Extract each line bearing the word "React".

+--

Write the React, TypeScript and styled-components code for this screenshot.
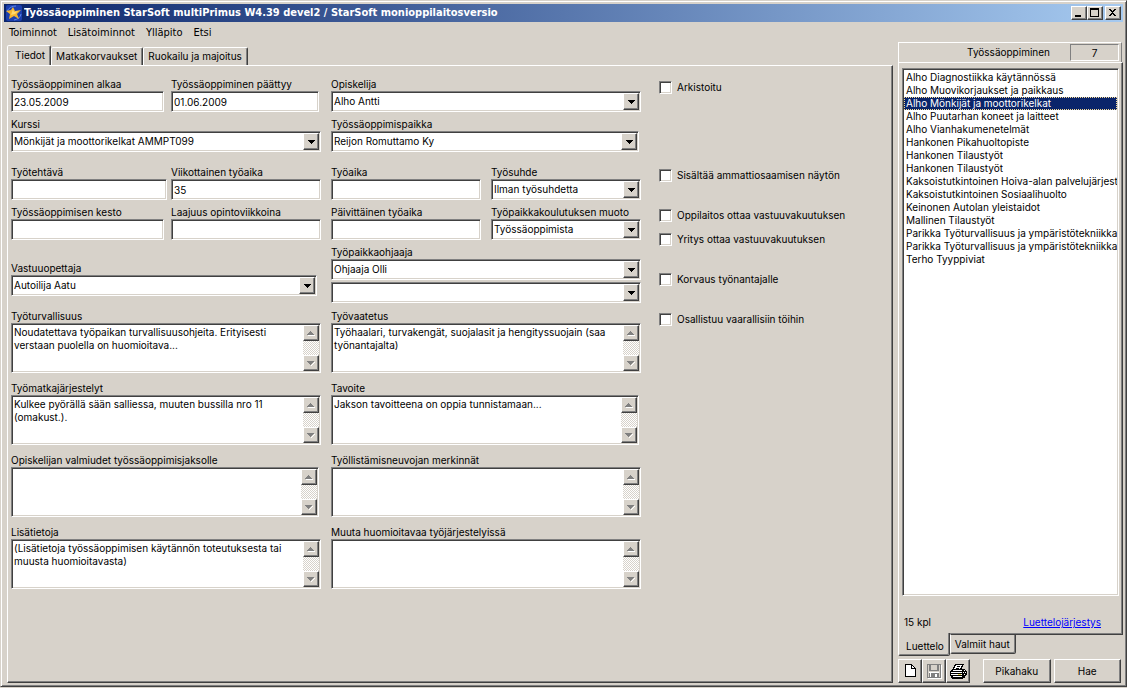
import React, { useState } from "react";
import styled, { createGlobalStyle, css } from "styled-components";

const face = "#d7d2ca";
const mid = "#808080";
const dark = "#404040";
const uiFont = 'Inter, "Liberation Sans", Arial, sans-serif';
const captionFont = '"DejaVu Sans Condensed", Tahoma, "DejaVu Sans", sans-serif';

const GlobalStyle = createGlobalStyle`
  *, *::before, *::after { box-sizing: border-box; }
  body { margin: 0; background: ${face}; }
  button, input, textarea, select { font: inherit; color: inherit; margin: 0; border-radius: 0; }
`;

const raised = css`
  border: 1px solid;
  border-color: #fff ${dark} ${dark} #fff;
  box-shadow: inset -1px -1px ${mid};
`;

const sunken = css`
  background: #fff;
  border: 1px solid;
  border-color: ${mid} #fff #fff ${mid};
  box-shadow: inset 1px 1px ${dark}, inset -1px -1px ${face};
`;

const Page = styled.div`
  min-height: 100vh;
  padding-bottom: 1px;
  display: flex;
  font: 10px/13px ${uiFont};
  color: #000;
`;

const Window = styled.div`
  flex: 1;
  min-width: 0;
  display: flex;
  flex-direction: column;
  padding: 3px;
  background: ${face};
  border: 1px solid;
  border-color: ${face} ${dark} ${dark} ${face};
  box-shadow: inset 1px 1px #fff, inset -1px -1px ${mid};
`;

const TitleBar = styled.header`
  height: 18px;
  display: flex;
  align-items: center;
  padding: 0 2px;
  background: linear-gradient(90deg, #0a246a, #a6caf0);
`;

const Title = styled.h1`
  flex: 1;
  margin: 0 0 0 2px;
  font: bold 11px/18px ${captionFont};
  color: #fff;
  white-space: nowrap;
  overflow: hidden;
`;

const CaptionButton = styled.button<{ $apart?: boolean }>`
  ${raised}
  width: 16px;
  height: 14px;
  padding: 0;
  margin-left: ${(p) => (p.$apart ? 2 : 0)}px;
  background: ${face};
  display: flex;
  svg { display: block; }
`;

const MenuBar = styled.nav`
  height: 20px;
  display: flex;
  align-items: center;
  gap: 11px;
  padding-left: 5px;
  font: 11px/13px ${captionFont};
`;

const MenuItem = styled.button`
  padding: 0;
  border: 0;
  background: none;
`;

const Workspace = styled.div`
  flex: 1;
  display: flex;
  gap: 5px;
  padding-left: 3px;
`;

const Main = styled.main`
  flex: 1;
  min-width: 0;
  display: flex;
  flex-direction: column;
  padding-top: 3px;
`;

const TabStrip = styled.div`
  height: 20px;
  display: flex;
  align-items: flex-end;
`;

const Tab = styled.button<{ $active?: boolean }>`
  height: ${(p) => (p.$active ? 21 : 18)}px;
  margin-bottom: ${(p) => (p.$active ? -1 : 0)}px;
  padding: 0 5px ${(p) => (p.$active ? 2 : 0)}px ${(p) => (p.$active ? 7 : 4)}px;
  background: ${face};
  border: 1px solid;
  border-color: #fff ${dark} transparent #fff;
  border-bottom-width: 0;
  border-radius: 2px 2px 0 0;
  box-shadow: inset -1px 0 ${mid};
  white-space: nowrap;
`;

const Panel = styled.section`
  ${raised}
  flex: 1;
  display: flex;
  padding: 9px 0 0 3px;
`;

const Form = styled.form`
  flex: 640;
  min-width: 0;
  padding-top: 3px;
  display: grid;
  grid-template-columns: repeat(4, minmax(0, 1fr));
  grid-template-rows: 40px 48px 40px 40px 64px repeat(4, 72px);
  align-content: start;
`;

const Field = styled.div<{ $wide?: boolean; $inset: number; $low?: boolean }>`
  grid-column: span ${(p) => (p.$wide ? 2 : 1)};
  margin-right: ${(p) => p.$inset}px;
  padding-top: ${(p) => (p.$low ? 16 : 0)}px;
  display: flex;
  flex-direction: column;
`;

const Label = styled.label`
  height: 13px;
  white-space: nowrap;
`;

const TextInput = styled.input`
  ${sunken}
  width: 100%;
  height: 21px;
  padding: 0 2px;
`;

const ComboFrame = styled.div<{ $second?: boolean }>`
  ${sunken}
  height: 21px;
  margin-top: ${(p) => (p.$second ? 2 : 0)}px;
  padding: 1px;
  display: grid;
  grid-template: 1fr / minmax(0, 1fr);
`;

const Select = styled.select`
  grid-area: 1 / 1;
  appearance: none;
  border: 0;
  background: transparent;
  padding: 0 18px 0 1px;
  outline-offset: -1px;
`;

const ComboArrow = styled.span`
  ${raised}
  grid-area: 1 / 1;
  justify-self: end;
  width: 16px;
  background: ${face};
  display: flex;
  align-items: center;
  justify-content: center;
  pointer-events: none;
`;

const MemoFrame = styled.div`
  ${sunken}
  height: 50px;
  padding: 1px;
  display: flex;
`;

const Memo = styled.textarea`
  flex: 1;
  min-width: 0;
  border: 0;
  outline: 0;
  resize: none;
  overflow: hidden;
  padding: 1px;
  background: transparent;
`;

const ScrollTrack = styled.div`
  width: 16px;
  display: flex;
  flex-direction: column;
  justify-content: space-between;
  background: repeating-conic-gradient(#fff 0 25%, ${face} 0 50%) 0 0 / 2px 2px;
`;

const ScrollButton = styled.button`
  ${raised}
  height: 16px;
  padding: 0;
  background: ${face};
  display: flex;
  align-items: center;
  justify-content: center;
`;

const Checks = styled.div`
  flex: 233;
  min-width: 0;
  padding-left: 8px;
  display: flex;
  flex-direction: column;
`;

const CheckLabel = styled.label<{ $gap: number }>`
  height: 24px;
  margin-top: ${(p) => p.$gap}px;
  display: flex;
  align-items: center;
  gap: 5px;
  white-space: nowrap;
`;

const CheckBox = styled.input`
  ${sunken}
  appearance: none;
  width: 13px;
  height: 13px;
  &:checked {
    background: linear-gradient(#000, #000) center / 5px 5px no-repeat #fff;
  }
`;

const Side = styled.aside`
  width: 225px;
  display: flex;
  flex-direction: column;
`;

const SideHeader = styled.div`
  height: 20px;
  margin-right: 1px;
  padding-right: 2px;
  border: 1px solid;
  border-color: #fff ${mid} transparent #fff;
  border-bottom-width: 0;
  display: flex;
  align-items: center;
  justify-content: flex-end;
  gap: 20px;
`;

const Count = styled.output`
  width: 49px;
  height: 17px;
  border: 1px solid;
  border-color: ${mid} #fff #fff ${mid};
  text-align: center;
  line-height: 16px;
`;

const SidePanel = styled.section`
  ${raised}
  flex: 1;
  display: flex;
  flex-direction: column;
  padding: 5px 3px 1px;
`;

const List = styled.ul`
  ${sunken}
  flex: 1;
  margin: 0;
  padding: 2px 1px 1px;
  list-style: none;
  overflow: hidden;
`;

const ListItem = styled.button<{ $selected: boolean }>`
  display: block;
  width: 100%;
  height: 13px;
  padding: 0 0 0 2px;
  border: 0;
  text-align: left;
  white-space: nowrap;
  overflow: hidden;
  line-height: 13px;
  background: ${(p) => (p.$selected ? "#0a246a" : "transparent")};
  color: ${(p) => (p.$selected ? "#fff" : "#000")};
  outline: ${(p) => (p.$selected ? "1px dotted #f5db95" : "none")};
  outline-offset: -1px;
`;

const SideFooter = styled.div`
  height: 37px;
  padding: 20px 18px 0 2px;
  display: flex;
  justify-content: space-between;
`;

const OrderLink = styled.a`
  color: #0000ff;
  text-decoration: underline;
`;

const BottomTabs = styled.div`
  height: 22px;
  display: flex;
  align-items: flex-start;
`;

const BottomTab = styled.button<{ $active?: boolean }>`
  height: ${(p) => (p.$active ? 23 : 20)}px;
  margin-top: ${(p) => (p.$active ? -2 : -1)}px;
  padding: ${(p) => (p.$active ? 4 : 0)}px 5px 0 ${(p) => (p.$active ? 7 : 4)}px;
  background: ${face};
  border: 1px solid;
  border-color: ${(p) => (p.$active ? "transparent" : dark)} ${dark} ${dark} #fff;
  border-top-width: ${(p) => (p.$active ? 0 : 1)}px;
  border-radius: 0 0 2px 2px;
  box-shadow: inset -1px -1px ${mid};
  white-space: nowrap;
`;

const Toolbar = styled.div`
  display: flex;
  margin: 2px 2px 0 0;
`;

const ToolButton = styled.button`
  ${raised}
  width: 24px;
  height: 24px;
  padding: 0;
  background: ${face};
  display: flex;
  align-items: center;
  justify-content: center;
`;

const PushButton = styled.button<{ $gap: number }>`
  ${raised}
  flex: 1;
  height: 24px;
  margin-left: ${(p) => p.$gap}px;
  padding: 0;
  background: ${face};
`;

const StarLogo = () => (
  <svg width="16" height="16" viewBox="0 0 16 16" aria-hidden="true">
    <rect width="16" height="16" rx="2" fill="#1c3fae" />
    <path d="M1 6Q4 1 10 1M15 9Q14 14 8 15" fill="none" stroke="#5d86e8" />
    <path d="M7 2l2 4 6-1-4 4 2 5-5-3-5 3 1-5-4-3 5-1z" fill="#f6b52e" />
    <path d="M7 4l1 3 4-1-3 3-4 1z" fill="#ffd970" />
  </svg>
);

const DownArrow = () => (
  <svg width="7" height="4" viewBox="0 0 7 4" shapeRendering="crispEdges" aria-hidden="true">
    <path d="M0 0h7v1H6v1H5v1H4v1H3V3H2V2H1V1H0z" fill="#000" />
  </svg>
);

const ScrollArrow = ({ up }: { up?: boolean }) => (
  <svg width="8" height="5" viewBox="0 0 8 5" shapeRendering="crispEdges" aria-hidden="true">
    {up ? (
      <>
        <path d="M1 4h7v1H1z" fill="#fff" />
        <path d="M3 0h1v1h1v1h1v1h1v1H0V3h1V2h1V1h1z" fill={mid} />
      </>
    ) : (
      <>
        <path d="M7 1h1v1H7v1H6v1H5v1H4V4h1V3h1V2h1z" fill="#fff" />
        <path d="M0 0h7v1H6v1H5v1H4v1H3V3H2V2H1V1H0z" fill={mid} />
      </>
    )}
  </svg>
);

const NewIcon = () => (
  <svg width="12" height="14" viewBox="0 0 12 14" shapeRendering="crispEdges" aria-hidden="true">
    <path d="M1 0h7v1h1v1h1v1h1v1h1v9H1z" fill="#000" />
    <path d="M2 1h5v4h4v7H2z" fill="#fff" />
    <path d="M8 2h1v1h1v1H8z" fill="#fff" />
  </svg>
);

const SaveIcon = () => (
  <svg width="15" height="15" viewBox="0 0 15 15" shapeRendering="crispEdges" aria-hidden="true">
    <path d="M1 1h14v14H1z" fill="#fff" />
    <path d="M0 0h14v14H0z" fill={mid} />
    <path d="M1 1h1v12H1zM12 1h1v12h-1zM2 7h10v1H2z" fill={face} />
    <path d="M3 0h8v6H3z" fill={mid} />
    <path d="M4 1h6v5H4z" fill={face} />
    <path d="M2 8h10v1H2zM3 9h1v4H3z" fill="#fff" />
    <path d="M4 10h4v3H4z" fill={mid} />
    <path d="M8 10h2v3H8z" fill="#fff" />
  </svg>
);

const PrintIcon = () => (
  <svg width="17" height="15" viewBox="0 0 17 15" shapeRendering="crispEdges" aria-hidden="true">
    <path d="M5 0h9v1h-1v2h-1v2h3v1h1v1h1v4h-1v1h-1v2h-2v1H2v-1H1v-2H0V7h1V6h1V5h1V3h1V1h1z" fill="#000" />
    <path d="M6 1h6v1h-1v2h-1v1H4V4h1V2h1z" fill="#fff" />
    <path d="M7 2h3v1H7zM6 4h3v1H6z" fill="#000" />
    <path d="M3 6h9v1H3zM1 8h11v1H1zM1 10h11v1H1zM3 12h9v1H3z" fill="#fff" />
    <path d="M14 6h1v1h-1zM13 8h1v1h-1zM15 8h1v1h-1zM14 10h1v1h-1z" fill="#fff" />
    <path d="M8 10h3v1H8z" fill="#e8dc50" />
  </svg>
);

type FieldProps = { id: string; label: string; value?: string; wide?: boolean; inset?: number };

const TextField = ({ id, label, value = "", inset = 10 }: FieldProps) => (
  <Field $inset={inset}>
    <Label htmlFor={id}>{label}</Label>
    <TextInput id={id} type="text" defaultValue={value} />
  </Field>
);

const Combo = ({ id, value, second, name }: { id: string; value: string; second?: boolean; name?: string }) => (
  <ComboFrame $second={second}>
    <Select id={id} aria-label={name} defaultValue={value}>
      <option value={value}>{value}</option>
    </Select>
    <ComboArrow>
      <DownArrow />
    </ComboArrow>
  </ComboFrame>
);

const ComboField = ({ id, label, value = "", wide, inset = 10, low }: FieldProps & { low?: boolean }) => (
  <Field $wide={wide} $inset={inset} $low={low}>
    <Label htmlFor={id}>{label}</Label>
    <Combo id={id} value={value} />
  </Field>
);

const MemoField = ({ id, label, value = "", inset = 10 }: FieldProps) => (
  <Field $wide $inset={inset}>
    <Label htmlFor={id}>{label}</Label>
    <MemoFrame>
      <Memo id={id} defaultValue={value} spellCheck={false} />
      <ScrollTrack>
        <ScrollButton type="button" disabled aria-label="Ylös">
          <ScrollArrow up />
        </ScrollButton>
        <ScrollButton type="button" disabled aria-label="Alas">
          <ScrollArrow />
        </ScrollButton>
      </ScrollTrack>
    </MemoFrame>
  </Field>
);

const checks = [
  { label: "Arkistoitu", gap: 0 },
  { label: "Sisältää ammattiosaamisen näytön", gap: 64 },
  { label: "Oppilaitos ottaa vastuuvakuutuksen", gap: 16 },
  { label: "Yritys ottaa vastuuvakuutuksen", gap: 0 },
  { label: "Korvaus työnantajalle", gap: 16 },
  { label: "Osallistuu vaarallisiin töihin", gap: 16 },
];

const entries = [
  "Alho Diagnostiikka käytännössä",
  "Alho Muovikorjaukset ja paikkaus",
  "Alho Mönkijät ja moottorikelkat",
  "Alho Puutarhan koneet ja laitteet",
  "Alho Vianhakumenetelmät",
  "Hankonen Pikahuoltopiste",
  "Hankonen Tilaustyöt",
  "Hankonen Tilaustyöt",
  "Kaksoistutkintoinen Hoiva-alan palvelujärjest",
  "Kaksoistutkintoinen Sosiaalihuolto",
  "Keinonen Autolan yleistaidot",
  "Mallinen Tilaustyöt",
  "Parikka Työturvallisuus ja ympäristötekniikka",
  "Parikka Työturvallisuus ja ympäristötekniikka",
  "Terho Tyyppiviat",
];

export default function App() {
  const [selected, setSelected] = useState(2);

  return (
    <Page>
      <GlobalStyle />
      <Window>
        <TitleBar>
          <StarLogo />
          <Title>Työssäoppiminen StarSoft multiPrimus W4.39 devel2 / StarSoft monioppilaitosversio</Title>
          <CaptionButton aria-label="Pienennä">
            <svg width="14" height="12" shapeRendering="crispEdges">
              <path d="M3 8h6v2H3z" />
            </svg>
          </CaptionButton>
          <CaptionButton aria-label="Suurenna">
            <svg width="14" height="12" shapeRendering="crispEdges">
              <path d="M2 1h9v9H2zM3 3v6h7V3z" fillRule="evenodd" />
            </svg>
          </CaptionButton>
          <CaptionButton aria-label="Sulje" $apart>
            <svg width="14" height="12" shapeRendering="crispEdges">
              <path d="M3 2h2v1h1v1h1V3h1V2h2v1H9v1H8v1H7v1h1v1h1v1h1v1H8V8H7V7H6v1H5v1H3V8h1V7h1V6h1V5H5V4H4V3H3z" />
            </svg>
          </CaptionButton>
        </TitleBar>
        <MenuBar>
          <MenuItem>Toiminnot</MenuItem>
          <MenuItem>Lisätoiminnot</MenuItem>
          <MenuItem>Ylläpito</MenuItem>
          <MenuItem>Etsi</MenuItem>
        </MenuBar>
        <Workspace>
          <Main>
            <TabStrip role="tablist">
              <Tab role="tab" aria-selected="true" $active>Tiedot</Tab>
              <Tab role="tab" aria-selected="false">Matkakorvaukset</Tab>
              <Tab role="tab" aria-selected="false">Ruokailu ja majoitus</Tab>
            </TabStrip>
            <Panel>
              <Form>
                <TextField id="alkaa" label="Työssäoppiminen alkaa" value="23.05.2009" inset={7} />
                <TextField id="paattyy" label="Työssäoppiminen päättyy" value="01.06.2009" inset={12} />
                <ComboField id="opiskelija" label="Opiskelija" value="Alho Antti" wide />

                <ComboField id="kurssi" label="Kurssi" value="Mönkijät ja moottorikelkat AMMPT099" wide />
                <ComboField id="paikka" label="Työssäoppimispaikka" value="Reijon Romuttamo Ky" wide inset={12} />

                <TextField id="tehtava" label="Työtehtävä" inset={4} />
                <TextField id="viikko" label="Viikottainen työaika" value="35" />
                <TextField id="tyoaika" label="Työaika" />
                <ComboField id="suhde" label="Työsuhde" value="Ilman työsuhdetta" />

                <TextField id="kesto" label="Työssäoppimisen kesto" inset={7} />
                <TextField id="laajuus" label="Laajuus opintoviikkoina" />
                <TextField id="paivittainen" label="Päivittäinen työaika" />
                <ComboField id="muoto" label="Työpaikkakoulutuksen muoto" value="Työssäoppimista" />

                <ComboField id="opettaja" label="Vastuuopettaja" value="Autoilija Aatu" wide inset={14} low />
                <Field $wide $inset={10}>
                  <Label htmlFor="ohjaaja">Työpaikkaohjaaja</Label>
                  <Combo id="ohjaaja" value="Ohjaaja Olli" />
                  <Combo id="ohjaaja2" value="" name="Toinen työpaikkaohjaaja" second />
                </Field>

                <MemoField id="turvallisuus" label="Työturvallisuus" value="Noudatettava työpaikan turvallisuusohjeita. Erityisesti verstaan puolella on huomioitava..." />
                <MemoField id="vaatetus" label="Työvaatetus" value="Työhaalari, turvakengät, suojalasit ja hengityssuojain (saa työnantajalta)" />
                <MemoField id="matka" label="Työmatkajärjestelyt" value="Kulkee pyörällä sään salliessa, muuten bussilla nro 11 (omakust.)." />
                <MemoField id="tavoite" label="Tavoite" value="Jakson tavoitteena on oppia tunnistamaan..." inset={12} />
                <MemoField id="valmiudet" label="Opiskelijan valmiudet työssäoppimisjaksolle" inset={12} />
                <MemoField id="merkinnat" label="Työllistämisneuvojan merkinnät" />
                <MemoField id="lisatietoja" label="Lisätietoja" value="(Lisätietoja työssäoppimisen käytännön toteutuksesta tai muusta huomioitavasta)" />
                <MemoField id="muuta" label="Muuta huomioitavaa työjärjestelyissä" />
              </Form>
              <Checks>
                {checks.map((c) => (
                  <CheckLabel key={c.label} $gap={c.gap}>
                    <CheckBox type="checkbox" />
                    {c.label}
                  </CheckLabel>
                ))}
              </Checks>
            </Panel>
          </Main>
          <Side>
            <SideHeader>
              <span>Työssäoppiminen</span>
              <Count>7</Count>
            </SideHeader>
            <SidePanel>
              <List>
                {entries.map((entry, i) => (
                  <li key={i}>
                    <ListItem $selected={i === selected} onClick={() => setSelected(i)}>
                      {entry}
                    </ListItem>
                  </li>
                ))}
              </List>
              <SideFooter>
                <span>15 kpl</span>
                <OrderLink href="#jarjestys">Luettelojärjestys</OrderLink>
              </SideFooter>
            </SidePanel>
            <BottomTabs role="tablist">
              <BottomTab role="tab" aria-selected="true" $active>Luettelo</BottomTab>
              <BottomTab role="tab" aria-selected="false">Valmiit haut</BottomTab>
            </BottomTabs>
            <Toolbar>
              <ToolButton aria-label="Uusi"><NewIcon /></ToolButton>
              <ToolButton aria-label="Tallenna" disabled><SaveIcon /></ToolButton>
              <ToolButton aria-label="Tulosta"><PrintIcon /></ToolButton>
              <PushButton $gap={13}>Pikahaku</PushButton>
              <PushButton $gap={3}>Hae</PushButton>
            </Toolbar>
          </Side>
        </Workspace>
      </Window>
    </Page>
  );
}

+--

→ Correct response:
Write the React, TypeScript and styled-components code for this screenshot.
import React, { useState } from "react";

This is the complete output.